Two of the most acclaimed climbing films of the year, Max Lowe’s “Torn” and The Alpinist, from Peter Mortimer and Nick Rosen, have taken big awards at this year’s Kendal Mountain Film Festival, held in the U.K.’s Lake District.
Its hybrid edition proved once more a dazzling showcase of mountain and sports films whose subjects, themes and emotions went far beyond the adrenalin-rush thrills of reportage.
Awards for the festival’s main international film competition were unveiled Saturday night. A further category prize – the People’s Choice Award – awarded to Menna Wakeford “A Woman’s Place,” was announced at the end of the Festival, which wrapped Sunday.
“Torn” won the Festival’s top award, the Grand Prize. Seen at Telluride and directed by photographer and explorer Max Lowe, the feature takes an intimate look at Lowe’s own family, following the discovery of his father’s body on a Himalayan peak, uncovered 17 years after his death. The film penetrates into the death of a man and a father, as well as the motivations and mystery of a high altitude mountaineer. After a gruelling journey to the Himalayas, Lowe is finally able to leave behind a number of emotionally and physical uncertainties.
“Our story of living with trauma and grief is one known well in the world of adventure, but one also known across the entire human experience,” Lowe stated after receiving the Grand Prize.
The Kendal audience looking for mountaineering films at the edge of human capability and beyond were rewarded with this year’s best mountain film which was won by “The Alpinist.”
Whereas most climbers are obliged to attract media attention, sponsorship and publicity, Marc-André Leclerc climbs alone, and away from the spotlight. Yet the accomplishments of this 23 year old Canadian included spectacular and bold solo ascents both in the Alps and South America, attracting the admiration of other elite climbers. Leclerc turned his back on ropes, mobile phones and support crews and was reluctant to let film veteran Redefining what is possible in solo climbing, it is clear that he was true to his own philosophy and was unswayed by the reality of risk and the opinions of others.

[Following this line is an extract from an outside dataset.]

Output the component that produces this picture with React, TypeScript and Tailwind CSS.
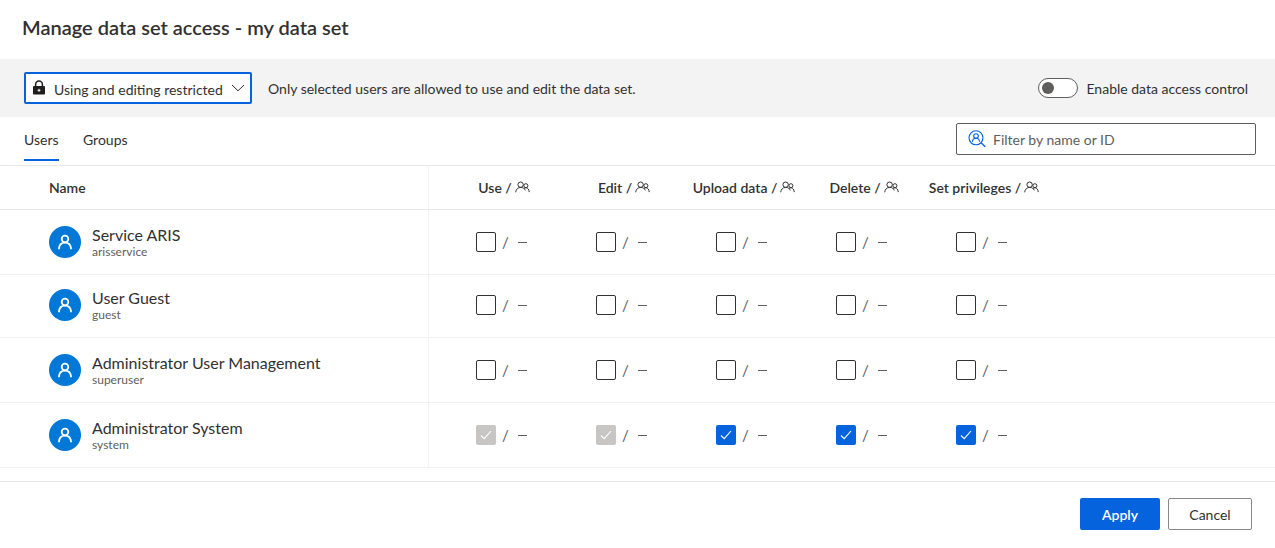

“At 23, mountain climbing soloist Marc-André Leclerc was little known, this doc makes him unforgettable,” Variety announced in a review.
Another coveted trophy, the best climbing film award, went to “They/Them,” directed by Blake McCord and Justin Clifton. Whereas the spectacle of advanced climbing in the sandstone canyons of northern Arizona is enough on its own to wow an audience, the filmmakers wanted to portray Lor Sabourin as an individual who explores their motivation and builds resilience in the face of adversity. “They/Them” follows a trans climber, in a quest to embrace their true identity and acknowledge strengths, vulnerabilities and the sense of community that grows out of climbing. This film is preceded by a content warning.
“This year’s stories ask profound questions about not only what being outdoors does for our souls, but equally who owns and ‘belongs’ in outdoor sport and adventure and what the outdoors community can do to make our sports and pastimes truly inclusive,” said jury chair Keme Nzerem, head of screenwriting at the London Film School.
“Freedom Swimmer,” from Olivia Martin-McGuire, won the best creative director award with, like “Torn,” another strong family theme – the story of a father’s swim to freedom in Hong Kong to escape the Cultural Revolution in China.
“Eve,” from Joya Berrow and Lucy Jane, scooped the best environmental film award. In making this film, the directors accessed one of the oldest off-grid communities in the U.K. to tell the story of a 9 year old girl returning to school, finding new friends and values and how these play out with those of her community and its trajectory to embrace environmental activism.
In “After Antarctica,” from Tasha Van Zandt, the best adventure and exploration prize winner, polar explorer Will Steger reflects on his life as an eyewitness to the greatest changes in the polar regions of our planet. After a lifetime of landmark expeditions across both poles, no one alive has seen more of the polar world.
Best sport film, “Stormskater,” from Guen Murroni, turns on Stormskater, a London-based roller-skater, and how she has transformed herself into a professional with ambitions to bring the community together.
The changemaker prize, in slightly similar vein, went to Dominic Gill’s “Soul Deep,” which looks at a climbing gym in Memphis and how it functions as a hub to bring together inner-city African Americans of all levels and talents.
“The Last English Poacher,” from Emma Crome and Peter Emery, snagged best community & culture film. A special judges prize was awarded to Hamid Sardar’s “Horse Tamer,” already a Vancouver Mountain Film Festival winner.